Following the acquisition announced earlier today, RBC Capital analyst Joseph Spak reiterated a Sector Perform rating and $8.00 price target on Nikola shares. The analyst believes the manufacturer bought Romeo Power “in order to keep their own operations “on track” adding that Nikola expects to reduce costs “by 30-40% by the end of 2023 and provide annual cost savings of up to $350mm by 2026”.
“Nikola is Romeo’s largest production customer, so the transaction vertically integrates operations by bringing battery and BMS engineering capabilities and manufacturing in-house,” Spak said.
“But also, as of 1Q22, RMO has $66.9mm of cash and equivalents on hand but burned ~$43mm in 1Q22. So we believe it’s possible that Nikola purchased their supplier in order to keep their own operations “on track”, the analyst added”.

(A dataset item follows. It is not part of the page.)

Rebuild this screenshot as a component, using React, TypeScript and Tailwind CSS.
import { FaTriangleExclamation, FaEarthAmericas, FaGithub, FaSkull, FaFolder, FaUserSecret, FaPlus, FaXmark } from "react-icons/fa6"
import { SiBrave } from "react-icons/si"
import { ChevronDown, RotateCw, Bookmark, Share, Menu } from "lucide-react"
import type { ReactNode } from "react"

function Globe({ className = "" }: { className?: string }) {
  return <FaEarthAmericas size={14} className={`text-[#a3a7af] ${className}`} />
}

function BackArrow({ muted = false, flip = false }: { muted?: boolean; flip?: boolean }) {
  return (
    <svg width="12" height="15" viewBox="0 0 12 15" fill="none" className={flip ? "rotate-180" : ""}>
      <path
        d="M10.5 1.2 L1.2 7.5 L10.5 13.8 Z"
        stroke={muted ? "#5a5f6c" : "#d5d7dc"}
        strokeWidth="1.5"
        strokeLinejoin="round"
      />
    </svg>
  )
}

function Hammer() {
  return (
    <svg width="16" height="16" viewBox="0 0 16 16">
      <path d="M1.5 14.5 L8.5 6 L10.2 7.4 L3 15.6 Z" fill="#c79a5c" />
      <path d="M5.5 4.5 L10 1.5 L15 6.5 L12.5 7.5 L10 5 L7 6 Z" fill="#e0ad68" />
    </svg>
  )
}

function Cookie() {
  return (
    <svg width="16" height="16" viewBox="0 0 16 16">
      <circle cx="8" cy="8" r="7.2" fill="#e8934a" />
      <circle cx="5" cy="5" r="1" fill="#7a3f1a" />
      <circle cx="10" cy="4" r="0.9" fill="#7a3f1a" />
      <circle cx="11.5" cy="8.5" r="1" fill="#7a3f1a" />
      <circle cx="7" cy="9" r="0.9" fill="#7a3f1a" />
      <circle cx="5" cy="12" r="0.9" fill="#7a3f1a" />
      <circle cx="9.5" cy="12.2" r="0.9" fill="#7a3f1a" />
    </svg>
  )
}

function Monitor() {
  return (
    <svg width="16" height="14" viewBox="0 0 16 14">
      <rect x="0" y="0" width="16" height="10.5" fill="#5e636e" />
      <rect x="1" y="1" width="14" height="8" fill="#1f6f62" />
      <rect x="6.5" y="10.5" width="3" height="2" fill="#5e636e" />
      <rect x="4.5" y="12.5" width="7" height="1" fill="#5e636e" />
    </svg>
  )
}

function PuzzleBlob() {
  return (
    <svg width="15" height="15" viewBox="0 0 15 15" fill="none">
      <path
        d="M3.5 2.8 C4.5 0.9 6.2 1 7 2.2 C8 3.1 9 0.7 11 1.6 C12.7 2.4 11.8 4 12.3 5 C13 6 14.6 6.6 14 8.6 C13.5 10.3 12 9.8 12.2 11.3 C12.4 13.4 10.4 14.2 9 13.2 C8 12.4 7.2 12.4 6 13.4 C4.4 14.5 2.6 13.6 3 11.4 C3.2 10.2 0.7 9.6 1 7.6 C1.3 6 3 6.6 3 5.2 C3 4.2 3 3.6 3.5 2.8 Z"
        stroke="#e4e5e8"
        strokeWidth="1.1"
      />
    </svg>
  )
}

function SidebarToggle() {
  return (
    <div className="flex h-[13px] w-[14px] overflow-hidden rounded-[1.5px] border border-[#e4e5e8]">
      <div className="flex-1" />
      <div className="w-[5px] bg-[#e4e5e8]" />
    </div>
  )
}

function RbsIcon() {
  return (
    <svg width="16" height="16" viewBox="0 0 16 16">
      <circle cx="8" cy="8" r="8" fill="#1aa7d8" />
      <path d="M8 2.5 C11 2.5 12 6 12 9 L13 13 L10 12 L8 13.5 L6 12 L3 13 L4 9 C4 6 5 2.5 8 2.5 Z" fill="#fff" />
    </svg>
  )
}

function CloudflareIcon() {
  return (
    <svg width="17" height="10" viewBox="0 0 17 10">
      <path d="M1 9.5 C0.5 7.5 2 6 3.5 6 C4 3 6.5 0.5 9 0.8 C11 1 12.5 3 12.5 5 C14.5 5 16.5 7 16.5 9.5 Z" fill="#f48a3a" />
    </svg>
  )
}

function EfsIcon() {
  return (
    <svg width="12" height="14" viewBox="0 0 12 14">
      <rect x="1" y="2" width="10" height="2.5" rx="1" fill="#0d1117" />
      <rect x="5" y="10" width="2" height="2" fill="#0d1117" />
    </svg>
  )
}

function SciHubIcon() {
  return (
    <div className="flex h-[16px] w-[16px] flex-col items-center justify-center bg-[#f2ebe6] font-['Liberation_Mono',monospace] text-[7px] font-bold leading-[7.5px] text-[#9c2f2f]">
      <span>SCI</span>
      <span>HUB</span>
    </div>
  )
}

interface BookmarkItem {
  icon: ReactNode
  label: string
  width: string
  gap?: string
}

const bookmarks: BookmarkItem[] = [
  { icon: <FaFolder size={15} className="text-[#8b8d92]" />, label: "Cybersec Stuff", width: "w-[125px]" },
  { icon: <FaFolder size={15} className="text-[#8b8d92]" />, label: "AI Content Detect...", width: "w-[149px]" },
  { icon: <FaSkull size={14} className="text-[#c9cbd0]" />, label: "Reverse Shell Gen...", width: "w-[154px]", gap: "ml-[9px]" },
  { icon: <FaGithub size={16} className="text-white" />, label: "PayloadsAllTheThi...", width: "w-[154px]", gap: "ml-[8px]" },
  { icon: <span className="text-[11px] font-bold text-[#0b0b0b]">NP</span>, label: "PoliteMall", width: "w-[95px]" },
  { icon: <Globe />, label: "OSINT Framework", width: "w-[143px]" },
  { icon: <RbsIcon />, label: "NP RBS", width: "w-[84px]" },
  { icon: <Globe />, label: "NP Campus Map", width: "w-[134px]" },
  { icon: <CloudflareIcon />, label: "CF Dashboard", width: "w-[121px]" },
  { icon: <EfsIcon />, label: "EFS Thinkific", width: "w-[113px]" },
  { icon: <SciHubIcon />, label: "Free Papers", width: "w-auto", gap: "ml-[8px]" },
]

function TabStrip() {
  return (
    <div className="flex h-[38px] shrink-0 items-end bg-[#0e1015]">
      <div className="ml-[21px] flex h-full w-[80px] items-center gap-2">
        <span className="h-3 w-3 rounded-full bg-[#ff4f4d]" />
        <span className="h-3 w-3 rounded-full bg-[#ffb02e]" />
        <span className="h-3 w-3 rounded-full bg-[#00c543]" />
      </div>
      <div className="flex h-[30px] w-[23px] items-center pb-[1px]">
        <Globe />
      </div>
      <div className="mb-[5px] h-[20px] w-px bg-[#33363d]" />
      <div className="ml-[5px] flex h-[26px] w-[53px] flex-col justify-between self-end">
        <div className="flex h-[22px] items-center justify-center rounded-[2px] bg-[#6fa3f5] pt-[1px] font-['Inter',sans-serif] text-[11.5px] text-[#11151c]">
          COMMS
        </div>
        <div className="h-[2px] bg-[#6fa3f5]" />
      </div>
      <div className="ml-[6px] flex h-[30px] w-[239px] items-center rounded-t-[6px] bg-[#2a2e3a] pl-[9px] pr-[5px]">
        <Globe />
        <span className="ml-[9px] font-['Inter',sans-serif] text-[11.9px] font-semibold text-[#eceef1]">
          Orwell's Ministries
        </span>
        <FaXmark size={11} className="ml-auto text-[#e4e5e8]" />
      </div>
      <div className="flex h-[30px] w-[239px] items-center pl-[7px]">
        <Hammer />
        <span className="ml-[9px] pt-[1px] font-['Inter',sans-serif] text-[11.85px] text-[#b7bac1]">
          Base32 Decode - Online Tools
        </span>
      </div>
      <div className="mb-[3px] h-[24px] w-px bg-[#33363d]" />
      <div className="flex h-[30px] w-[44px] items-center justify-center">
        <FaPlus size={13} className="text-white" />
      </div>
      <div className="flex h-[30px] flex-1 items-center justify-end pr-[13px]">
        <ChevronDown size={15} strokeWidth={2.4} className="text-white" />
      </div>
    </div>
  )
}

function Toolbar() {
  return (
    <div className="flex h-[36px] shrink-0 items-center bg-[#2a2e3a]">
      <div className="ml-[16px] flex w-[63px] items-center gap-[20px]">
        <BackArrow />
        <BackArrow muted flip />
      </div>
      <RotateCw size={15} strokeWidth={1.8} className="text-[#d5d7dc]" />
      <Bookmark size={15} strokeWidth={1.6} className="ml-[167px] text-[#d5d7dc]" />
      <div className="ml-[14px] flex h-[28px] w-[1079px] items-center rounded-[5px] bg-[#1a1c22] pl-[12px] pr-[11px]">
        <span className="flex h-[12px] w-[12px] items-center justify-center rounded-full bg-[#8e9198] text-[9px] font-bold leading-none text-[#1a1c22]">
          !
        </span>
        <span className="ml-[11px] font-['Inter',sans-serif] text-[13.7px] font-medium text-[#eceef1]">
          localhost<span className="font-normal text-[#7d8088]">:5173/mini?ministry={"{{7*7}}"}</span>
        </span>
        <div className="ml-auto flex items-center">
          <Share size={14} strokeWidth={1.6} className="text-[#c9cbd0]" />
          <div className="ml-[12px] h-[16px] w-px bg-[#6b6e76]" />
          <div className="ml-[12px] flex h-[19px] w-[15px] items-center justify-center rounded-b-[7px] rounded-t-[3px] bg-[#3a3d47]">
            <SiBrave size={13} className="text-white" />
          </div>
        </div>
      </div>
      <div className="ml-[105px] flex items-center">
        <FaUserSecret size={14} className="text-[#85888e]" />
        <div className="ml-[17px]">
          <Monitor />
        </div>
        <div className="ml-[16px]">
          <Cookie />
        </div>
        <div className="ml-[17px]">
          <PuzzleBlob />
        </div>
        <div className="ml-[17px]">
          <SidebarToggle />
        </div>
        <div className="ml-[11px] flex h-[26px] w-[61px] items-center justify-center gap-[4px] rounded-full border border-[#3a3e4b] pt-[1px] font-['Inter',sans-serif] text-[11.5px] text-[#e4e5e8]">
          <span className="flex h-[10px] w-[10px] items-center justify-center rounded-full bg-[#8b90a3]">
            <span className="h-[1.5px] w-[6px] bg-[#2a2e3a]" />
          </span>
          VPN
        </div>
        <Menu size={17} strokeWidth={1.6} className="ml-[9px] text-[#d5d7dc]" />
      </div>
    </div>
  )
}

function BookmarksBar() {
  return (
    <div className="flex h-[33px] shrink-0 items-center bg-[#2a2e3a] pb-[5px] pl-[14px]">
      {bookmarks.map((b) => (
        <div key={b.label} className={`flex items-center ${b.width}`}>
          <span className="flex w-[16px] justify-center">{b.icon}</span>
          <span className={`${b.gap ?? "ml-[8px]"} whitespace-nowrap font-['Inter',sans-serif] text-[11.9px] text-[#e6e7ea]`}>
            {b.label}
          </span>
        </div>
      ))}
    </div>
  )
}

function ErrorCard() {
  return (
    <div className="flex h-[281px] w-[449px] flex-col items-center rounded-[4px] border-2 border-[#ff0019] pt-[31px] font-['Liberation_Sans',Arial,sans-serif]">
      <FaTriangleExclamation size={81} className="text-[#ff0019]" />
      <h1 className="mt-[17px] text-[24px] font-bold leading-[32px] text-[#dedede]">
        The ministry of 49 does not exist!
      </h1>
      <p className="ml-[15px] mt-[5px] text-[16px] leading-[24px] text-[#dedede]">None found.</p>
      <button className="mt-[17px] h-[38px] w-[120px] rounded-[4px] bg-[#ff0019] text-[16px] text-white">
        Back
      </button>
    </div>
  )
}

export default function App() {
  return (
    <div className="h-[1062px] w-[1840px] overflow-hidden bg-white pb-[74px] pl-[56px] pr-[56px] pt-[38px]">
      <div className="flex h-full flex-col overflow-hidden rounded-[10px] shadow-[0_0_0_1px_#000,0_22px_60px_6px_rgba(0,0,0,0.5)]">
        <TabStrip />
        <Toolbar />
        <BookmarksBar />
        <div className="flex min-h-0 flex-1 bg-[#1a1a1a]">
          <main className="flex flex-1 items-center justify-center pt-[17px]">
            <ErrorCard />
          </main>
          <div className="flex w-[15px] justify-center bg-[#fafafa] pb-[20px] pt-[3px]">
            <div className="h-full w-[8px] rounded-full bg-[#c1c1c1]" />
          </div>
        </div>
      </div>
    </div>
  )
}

“Nikola expects the transaction to reduce non-cell related battery pack costs by 30-40% by the end of 2023, and provide annual cost savings of up to $350mm by 2026. Nikola has identified three areas where they see the most significant opportunity for savings: 1) Enclosures – switch from machined to casted enclosures (requires investment of ~$750k). 2) Electronic boards – leverage Nikola‘s existing supply base to secure better pricing and more consistent delivery. 3) Thermal/other – combined purchasing power and supply relationships provide additional savings on material sourcing,” the analyst concluded.
Earlier today, the company announced it acquired Romeo Power for $144 million in an all-stock transaction allowing a “significant operational improvement and cost reduction in battery pack production”.
The proposed exchange ratio implies a consideration of $0.74 per Romeo share and represents an approximately 34% premium to Romeo’s July 29, 2022 closing share price and values 100% of Romeo’s equity at approximately $144 million, Nikola said.
Last week, the company said that is less than 0.25% of the outstanding shares for the approval of its proposal to increase the authorized number of shares from 600 million to 800 million. The approval will provide the company “greater flexibility to support the future growth of the business and advance its vision of clean and sustainable commercial transportation.” the company said. To get the approval, Nikola needs now less than 1 million shares until next Monday, 11:59 pm (EST) on August 1.
Nikola will report its Q2 2022 financial results on August 4 followed by a conference call and webcast at 9:30 a.m. ET with the management team. The company announced a Q&A platform to allow verified retail and institutional investors to submit and upvote questions that will be answered by the management.